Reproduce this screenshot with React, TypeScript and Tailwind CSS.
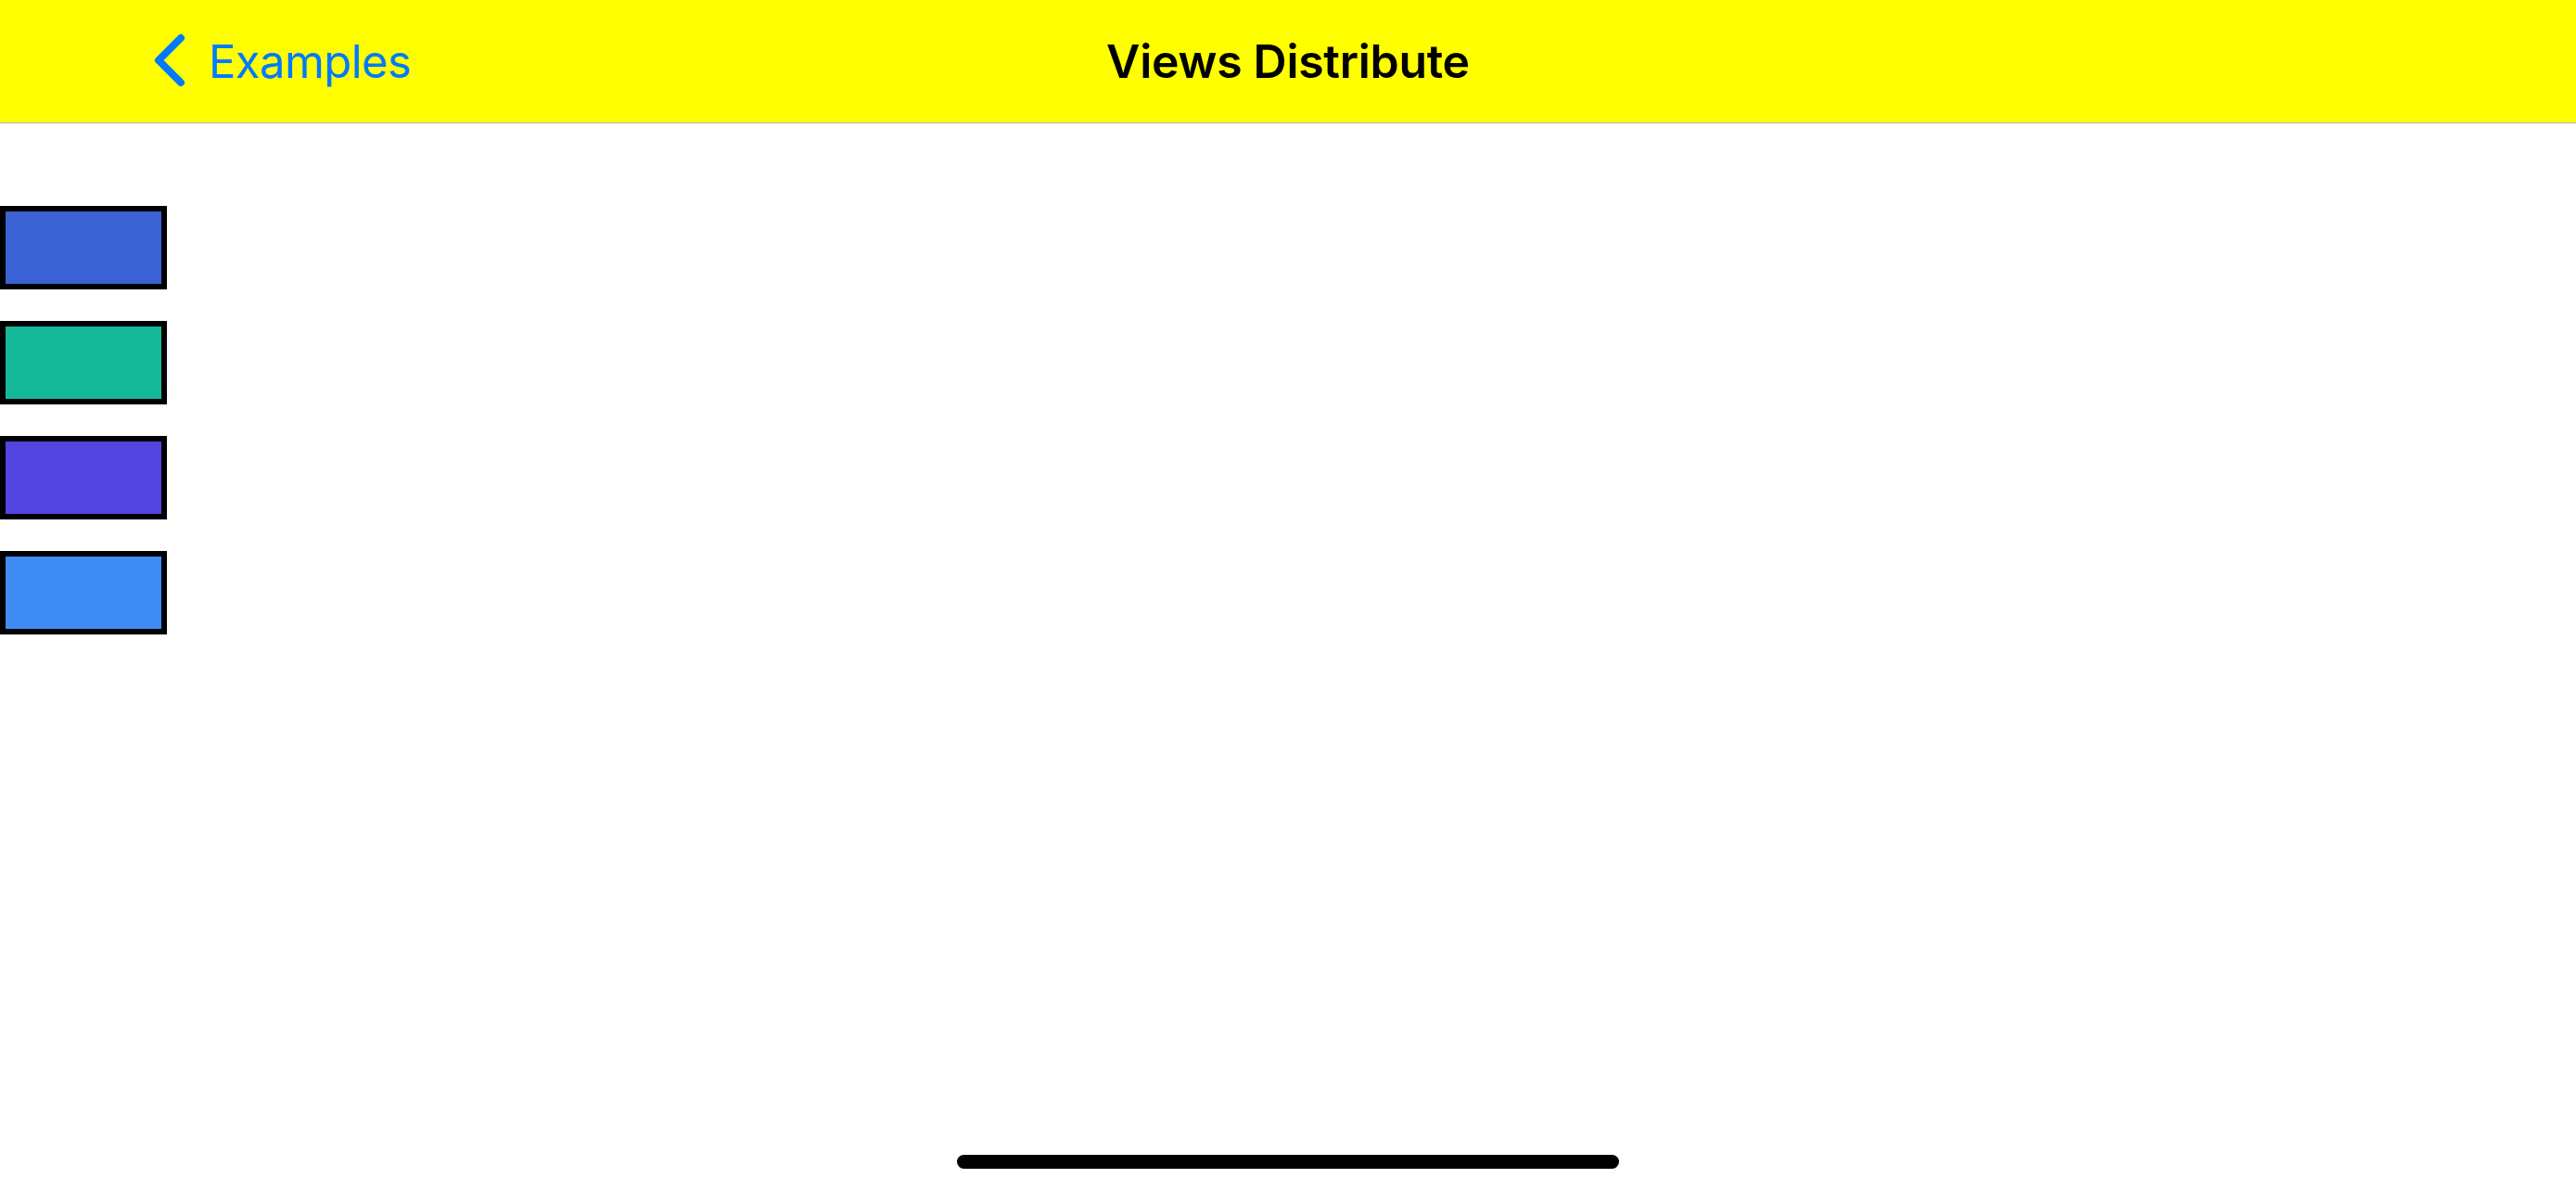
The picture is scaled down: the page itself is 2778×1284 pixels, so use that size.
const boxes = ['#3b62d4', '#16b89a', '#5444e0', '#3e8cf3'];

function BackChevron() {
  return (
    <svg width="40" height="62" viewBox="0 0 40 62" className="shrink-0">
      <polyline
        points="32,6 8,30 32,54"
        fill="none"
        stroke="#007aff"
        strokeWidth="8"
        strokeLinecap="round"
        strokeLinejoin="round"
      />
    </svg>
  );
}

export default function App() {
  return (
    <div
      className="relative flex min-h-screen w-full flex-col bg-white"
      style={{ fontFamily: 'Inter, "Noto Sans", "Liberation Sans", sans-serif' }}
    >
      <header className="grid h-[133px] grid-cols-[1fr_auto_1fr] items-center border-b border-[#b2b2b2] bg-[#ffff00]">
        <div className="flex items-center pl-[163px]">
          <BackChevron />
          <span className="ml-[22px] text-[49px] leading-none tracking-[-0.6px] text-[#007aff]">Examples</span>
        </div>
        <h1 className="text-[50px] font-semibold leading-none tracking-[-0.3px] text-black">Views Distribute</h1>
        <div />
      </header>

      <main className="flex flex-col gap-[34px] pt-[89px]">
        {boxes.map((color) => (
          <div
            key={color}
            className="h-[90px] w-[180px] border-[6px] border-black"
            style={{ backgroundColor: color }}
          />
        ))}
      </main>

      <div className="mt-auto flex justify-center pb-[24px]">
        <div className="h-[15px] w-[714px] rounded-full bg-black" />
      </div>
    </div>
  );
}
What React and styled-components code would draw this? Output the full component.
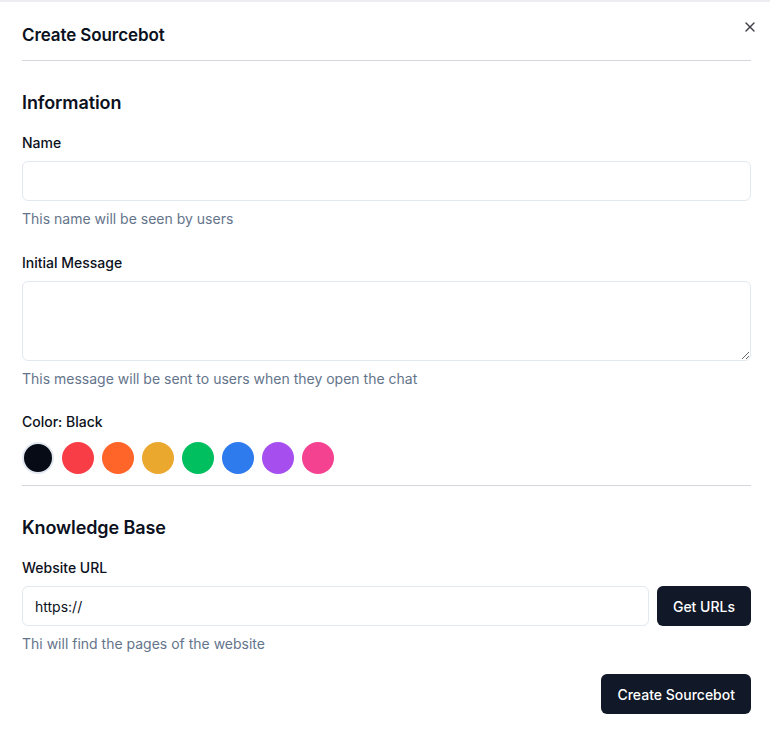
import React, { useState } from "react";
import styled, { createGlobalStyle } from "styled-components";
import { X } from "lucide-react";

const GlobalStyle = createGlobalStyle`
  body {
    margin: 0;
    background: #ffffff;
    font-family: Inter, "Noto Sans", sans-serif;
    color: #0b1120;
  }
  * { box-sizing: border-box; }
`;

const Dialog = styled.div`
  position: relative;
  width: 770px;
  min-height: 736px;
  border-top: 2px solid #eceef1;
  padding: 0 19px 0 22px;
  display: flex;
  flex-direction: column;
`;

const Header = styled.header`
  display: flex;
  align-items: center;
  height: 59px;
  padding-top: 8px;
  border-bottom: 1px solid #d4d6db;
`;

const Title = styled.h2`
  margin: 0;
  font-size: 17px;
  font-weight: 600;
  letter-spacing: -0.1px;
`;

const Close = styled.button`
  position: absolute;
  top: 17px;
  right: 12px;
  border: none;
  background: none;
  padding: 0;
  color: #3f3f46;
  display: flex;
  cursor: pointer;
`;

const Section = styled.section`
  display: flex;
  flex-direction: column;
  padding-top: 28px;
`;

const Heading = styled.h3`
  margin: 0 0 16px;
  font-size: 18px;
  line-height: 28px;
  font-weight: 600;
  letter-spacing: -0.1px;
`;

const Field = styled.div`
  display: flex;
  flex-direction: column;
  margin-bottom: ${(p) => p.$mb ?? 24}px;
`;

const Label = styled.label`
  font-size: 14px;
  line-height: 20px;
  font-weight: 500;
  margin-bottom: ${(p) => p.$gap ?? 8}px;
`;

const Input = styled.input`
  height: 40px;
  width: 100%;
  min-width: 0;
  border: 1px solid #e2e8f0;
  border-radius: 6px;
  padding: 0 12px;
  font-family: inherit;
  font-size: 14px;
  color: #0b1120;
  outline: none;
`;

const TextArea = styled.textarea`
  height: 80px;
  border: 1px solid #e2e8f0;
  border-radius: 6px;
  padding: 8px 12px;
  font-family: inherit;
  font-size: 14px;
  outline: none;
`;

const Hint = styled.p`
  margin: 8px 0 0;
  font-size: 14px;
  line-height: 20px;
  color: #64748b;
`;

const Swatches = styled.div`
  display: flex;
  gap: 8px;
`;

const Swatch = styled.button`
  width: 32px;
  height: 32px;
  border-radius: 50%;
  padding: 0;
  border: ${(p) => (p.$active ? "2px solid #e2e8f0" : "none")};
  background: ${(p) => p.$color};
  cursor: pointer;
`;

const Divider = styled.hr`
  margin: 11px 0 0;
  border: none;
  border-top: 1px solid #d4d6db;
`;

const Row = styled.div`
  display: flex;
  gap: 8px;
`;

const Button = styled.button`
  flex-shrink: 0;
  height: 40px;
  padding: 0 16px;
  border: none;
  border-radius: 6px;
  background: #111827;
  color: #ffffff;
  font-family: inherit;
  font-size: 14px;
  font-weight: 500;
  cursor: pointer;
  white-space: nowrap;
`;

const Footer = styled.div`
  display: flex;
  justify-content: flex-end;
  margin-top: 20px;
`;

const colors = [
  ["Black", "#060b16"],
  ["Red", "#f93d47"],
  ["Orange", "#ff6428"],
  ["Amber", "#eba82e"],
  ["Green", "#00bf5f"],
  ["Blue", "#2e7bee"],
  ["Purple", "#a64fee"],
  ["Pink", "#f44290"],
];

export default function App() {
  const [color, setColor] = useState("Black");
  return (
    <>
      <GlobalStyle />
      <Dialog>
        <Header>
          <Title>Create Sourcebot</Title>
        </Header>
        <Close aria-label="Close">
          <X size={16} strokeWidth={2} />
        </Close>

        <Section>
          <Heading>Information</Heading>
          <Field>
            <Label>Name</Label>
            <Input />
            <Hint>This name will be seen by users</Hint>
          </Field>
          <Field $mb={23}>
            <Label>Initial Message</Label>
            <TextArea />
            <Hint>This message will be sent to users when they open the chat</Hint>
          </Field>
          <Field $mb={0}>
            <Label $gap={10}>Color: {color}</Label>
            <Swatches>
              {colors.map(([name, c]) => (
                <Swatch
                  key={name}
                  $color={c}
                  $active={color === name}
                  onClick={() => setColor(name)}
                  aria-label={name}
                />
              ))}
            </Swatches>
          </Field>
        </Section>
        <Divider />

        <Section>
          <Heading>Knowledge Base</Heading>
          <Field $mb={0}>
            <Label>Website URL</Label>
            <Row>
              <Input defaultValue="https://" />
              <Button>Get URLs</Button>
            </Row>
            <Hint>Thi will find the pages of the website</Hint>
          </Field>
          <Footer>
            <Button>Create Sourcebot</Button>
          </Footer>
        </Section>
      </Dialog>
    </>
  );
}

- Goal
Reproduce the records verbatim, omitting all images they contain.

- Worked solution
Reproduce this screenshot with React, TypeScript and Tailwind CSS.
The picture is scaled down: the page itself is 2778×1284 pixels, so use that size.
const boxes = ['#3b62d4', '#16b89a', '#5444e0', '#3e8cf3'];

function BackChevron() {
  return (
    <svg width="40" height="62" viewBox="0 0 40 62" className="shrink-0">
      <polyline
        points="32,6 8,30 32,54"
        fill="none"
        stroke="#007aff"
        strokeWidth="8"
        strokeLinecap="round"
        strokeLinejoin="round"
      />
    </svg>
  );
}

export default function App() {
  return (
    <div
      className="relative flex min-h-screen w-full flex-col bg-white"
      style={{ fontFamily: 'Inter, "Noto Sans", "Liberation Sans", sans-serif' }}
    >
      <header className="grid h-[133px] grid-cols-[1fr_auto_1fr] items-center border-b border-[#b2b2b2] bg-[#ffff00]">
        <div className="flex items-center pl-[163px]">
          <BackChevron />
          <span className="ml-[22px] text-[49px] leading-none tracking-[-0.6px] text-[#007aff]">Examples</span>
        </div>
        <h1 className="text-[50px] font-semibold leading-none tracking-[-0.3px] text-black">Views Distribute</h1>
        <div />
      </header>

      <main className="flex flex-col gap-[34px] pt-[89px]">
        {boxes.map((color) => (
          <div
            key={color}
            className="h-[90px] w-[180px] border-[6px] border-black"
            style={{ backgroundColor: color }}
          />
        ))}
      </main>

      <div className="mt-auto flex justify-center pb-[24px]">
        <div className="h-[15px] w-[714px] rounded-full bg-black" />
      </div>
    </div>
  );
}
What React and styled-components code would draw this? Output the full component.
import React, { useState } from "react";
import styled, { createGlobalStyle } from "styled-components";
import { X } from "lucide-react";

const GlobalStyle = createGlobalStyle`
  body {
    margin: 0;
    background: #ffffff;
    font-family: Inter, "Noto Sans", sans-serif;
    color: #0b1120;
  }
  * { box-sizing: border-box; }
`;

const Dialog = styled.div`
  position: relative;
  width: 770px;
  min-height: 736px;
  border-top: 2px solid #eceef1;
  padding: 0 19px 0 22px;
  display: flex;
  flex-direction: column;
`;

const Header = styled.header`
  display: flex;
  align-items: center;
  height: 59px;
  padding-top: 8px;
  border-bottom: 1px solid #d4d6db;
`;

const Title = styled.h2`
  margin: 0;
  font-size: 17px;
  font-weight: 600;
  letter-spacing: -0.1px;
`;

const Close = styled.button`
  position: absolute;
  top: 17px;
  right: 12px;
  border: none;
  background: none;
  padding: 0;
  color: #3f3f46;
  display: flex;
  cursor: pointer;
`;

const Section = styled.section`
  display: flex;
  flex-direction: column;
  padding-top: 28px;
`;

const Heading = styled.h3`
  margin: 0 0 16px;
  font-size: 18px;
  line-height: 28px;
  font-weight: 600;
  letter-spacing: -0.1px;
`;

const Field = styled.div`
  display: flex;
  flex-direction: column;
  margin-bottom: ${(p) => p.$mb ?? 24}px;
`;

const Label = styled.label`
  font-size: 14px;
  line-height: 20px;
  font-weight: 500;
  margin-bottom: ${(p) => p.$gap ?? 8}px;
`;

const Input = styled.input`
  height: 40px;
  width: 100%;
  min-width: 0;
  border: 1px solid #e2e8f0;
  border-radius: 6px;
  padding: 0 12px;
  font-family: inherit;
  font-size: 14px;
  color: #0b1120;
  outline: none;
`;

const TextArea = styled.textarea`
  height: 80px;
  border: 1px solid #e2e8f0;
  border-radius: 6px;
  padding: 8px 12px;
  font-family: inherit;
  font-size: 14px;
  outline: none;
`;

const Hint = styled.p`
  margin: 8px 0 0;
  font-size: 14px;
  line-height: 20px;
  color: #64748b;
`;

const Swatches = styled.div`
  display: flex;
  gap: 8px;
`;

const Swatch = styled.button`
  width: 32px;
  height: 32px;
  border-radius: 50%;
  padding: 0;
  border: ${(p) => (p.$active ? "2px solid #e2e8f0" : "none")};
  background: ${(p) => p.$color};
  cursor: pointer;
`;

const Divider = styled.hr`
  margin: 11px 0 0;
  border: none;
  border-top: 1px solid #d4d6db;
`;

const Row = styled.div`
  display: flex;
  gap: 8px;
`;

const Button = styled.button`
  flex-shrink: 0;
  height: 40px;
  padding: 0 16px;
  border: none;
  border-radius: 6px;
  background: #111827;
  color: #ffffff;
  font-family: inherit;
  font-size: 14px;
  font-weight: 500;
  cursor: pointer;
  white-space: nowrap;
`;

const Footer = styled.div`
  display: flex;
  justify-content: flex-end;
  margin-top: 20px;
`;

const colors = [
  ["Black", "#060b16"],
  ["Red", "#f93d47"],
  ["Orange", "#ff6428"],
  ["Amber", "#eba82e"],
  ["Green", "#00bf5f"],
  ["Blue", "#2e7bee"],
  ["Purple", "#a64fee"],
  ["Pink", "#f44290"],
];

export default function App() {
  const [color, setColor] = useState("Black");
  return (
    <>
      <GlobalStyle />
      <Dialog>
        <Header>
          <Title>Create Sourcebot</Title>
        </Header>
        <Close aria-label="Close">
          <X size={16} strokeWidth={2} />
        </Close>

        <Section>
          <Heading>Information</Heading>
          <Field>
            <Label>Name</Label>
            <Input />
            <Hint>This name will be seen by users</Hint>
          </Field>
          <Field $mb={23}>
            <Label>Initial Message</Label>
            <TextArea />
            <Hint>This message will be sent to users when they open the chat</Hint>
          </Field>
          <Field $mb={0}>
            <Label $gap={10}>Color: {color}</Label>
            <Swatches>
              {colors.map(([name, c]) => (
                <Swatch
                  key={name}
                  $color={c}
                  $active={color === name}
                  onClick={() => setColor(name)}
                  aria-label={name}
                />
              ))}
            </Swatches>
          </Field>
        </Section>
        <Divider />

        <Section>
          <Heading>Knowledge Base</Heading>
          <Field $mb={0}>
            <Label>Website URL</Label>
            <Row>
              <Input defaultValue="https://" />
              <Button>Get URLs</Button>
            </Row>
            <Hint>Thi will find the pages of the website</Hint>
          </Field>
          <Footer>
            <Button>Create Sourcebot</Button>
          </Footer>
        </Section>
      </Dialog>
    </>
  );
}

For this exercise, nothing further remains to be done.